A University of St. Thomas alumnus from Saudi Arabia said Friday that the university president blocked a school publication from running a profile about him out of concern it would harm efforts to recruit Saudi students.
Ali al-Ahmed, 42, who earned his master’s in international management from St. Thomas, is director of the Institute for Gulf Affairs in Washington, which describes itself as a nonpartisan think tank on Mideast and Islamic issues. The profile was written for B., the magazine of the St. Thomas’ Opus College of Business, and had been in the works for more than a year, al-Ahmed said.
The Rev. Dennis Dease, university president, asked St. Thomas’ publications director, Brian Brown, not to publish it, according to an e-mail from Brown to al-Ahmed on Wednesday that al-Ahmed supplied to The Associated Press.
St. Thomas spokesman Doug Hennes denied that Dease killed the story.
No-go without response from Saudi Arabia government
The university decided not to run it without a response from the Saudi government, to ensure the story is accurate and out of respect for Saudi students, Hennes said.
The profile included al-Ahmed’s views on human rights in Saudi Arabia and his assertion that he was a political prisoner there for a month when he was a teenager.
“Without a chance to get both sides of the story in, for the government to respond to Ali’s allegations, the story wouldn’t be balanced,” Hennes said.
The profile’s author left two phone messages with the Saudi embassy seeking comment but never heard back, Brown’s e-mail said.
Hennes said he didn’t know if the magazine was still actively seeking a Saudi response. He said if the magazine ever does hear back from the Saudis, school officials would then have to decide whether to run the profile.
‘Disappointed tremendously’
Al-Ahmed said he was “disappointed tremendously” in Dease for “trying to please Saudi Arabia” at the expense of the university’s alumni and academic freedom.
“To have an American university, a Catholic father, to be afraid and so worried about Saudi actions, that is not a good sign,” al-Ahmed said.
Dease’s work with Saudi government to recruit students
The profile originally was set for the spring 2009 issue, but the dean of the business college, Christopher Puto, raised concerns “about some of the more contentious information,” particularly about time al-Ahmed spent imprisoned in his home country, the e-mail said.
“Dean Puto’s primary reason – and I think it’s a valid one – is that he knew our president, Father Dennis Dease, was doing some work with the Saudi government in recruiting young Saudi students to attend St. Thomas,” Brown wrote to al-Ahmed.
Brown added that he decided to hold the profile for a later issue and asked the author to contact the Saudi Arabian embassy for comment. He said the embassy did not return the writer’s calls. Once some revisions were complete, Brown sent the profile to Dease, mentioning the author had contacted the embassy.

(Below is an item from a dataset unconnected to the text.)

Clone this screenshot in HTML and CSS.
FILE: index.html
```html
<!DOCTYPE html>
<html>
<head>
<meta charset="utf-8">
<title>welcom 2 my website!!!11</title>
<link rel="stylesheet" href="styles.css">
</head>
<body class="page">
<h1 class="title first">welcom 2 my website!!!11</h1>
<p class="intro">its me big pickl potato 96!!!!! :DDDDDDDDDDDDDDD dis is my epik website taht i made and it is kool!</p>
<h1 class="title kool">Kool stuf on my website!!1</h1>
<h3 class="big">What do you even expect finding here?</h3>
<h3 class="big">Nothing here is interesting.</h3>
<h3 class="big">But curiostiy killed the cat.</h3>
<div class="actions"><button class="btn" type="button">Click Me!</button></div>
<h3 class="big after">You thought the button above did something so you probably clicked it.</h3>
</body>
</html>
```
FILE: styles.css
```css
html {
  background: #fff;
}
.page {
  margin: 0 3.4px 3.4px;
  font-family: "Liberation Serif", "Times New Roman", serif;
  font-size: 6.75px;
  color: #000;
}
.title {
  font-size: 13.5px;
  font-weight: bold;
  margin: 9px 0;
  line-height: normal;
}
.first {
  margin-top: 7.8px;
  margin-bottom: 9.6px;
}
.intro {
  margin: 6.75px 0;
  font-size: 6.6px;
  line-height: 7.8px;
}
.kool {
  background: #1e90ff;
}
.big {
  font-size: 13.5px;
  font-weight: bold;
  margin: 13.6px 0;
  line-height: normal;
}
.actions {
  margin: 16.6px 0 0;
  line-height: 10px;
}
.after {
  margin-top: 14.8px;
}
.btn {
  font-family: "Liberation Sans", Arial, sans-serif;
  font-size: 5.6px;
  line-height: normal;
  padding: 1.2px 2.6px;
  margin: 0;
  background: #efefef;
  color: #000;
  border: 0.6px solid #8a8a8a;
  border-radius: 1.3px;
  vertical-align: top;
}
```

“News of this action caused Father Dease a great deal of concern, and he believes that our actions may have jeopardized his working relationship with the embassy. There is no evidence that this is the case. Nevertheless, Father Dease has asked me to hold the profile indefinitely,” Brown wrote to al-Ahmed.
Al-Ahmed’s ‘inspiring story’
Al-Ahmed said he became a political prisoner in 1981 at age 14 when he was arrested along with his parents and most of his siblings. He said he was held for a month, and that his family members have been arrested many times for advocating U.S.-style rights and freedoms in the conservative kingdom.
Al-Ahmed later came to Minnesota to attend Winona State University, earning a journalism degree in 1996. He said his father warned him not to return home because he faced arrest, so he went to graduate school. He said he was granted political asylum in 1998 while at St. Thomas, where he earned his graduate degree in 1999.
“In my mind the American model was my aspiration,” al-Ahmed said. “The American human experience has been, in my personal view, one of the most successful in human history.”
Al-Ahmed said he founded his think tank, originally known as the Saudi Institute, in 2001 to advocate for human rights. It publishes studies and sponsors events, and since the Sept. 11, 2001, attacks he has frequently given national media interviews on terrorism and Middle Eastern affairs.
“You have an inspiring story – the sort of story our audience would be very interested to read,” Brown wrote to al-Ahmed.
Tutu in 2007
In 2007, Dease decided not to invite Nobel Peace Prize laureate Desmond Tutu to appear at an event on campus because he was worried the South African archbishop’s views on the Israeli-Palestinian conflict would offend Jews. Dease later changed his mind and re-invited Tutu, but Tutu declined and organizers held it at another local college instead.
Haven’t we been down this road before?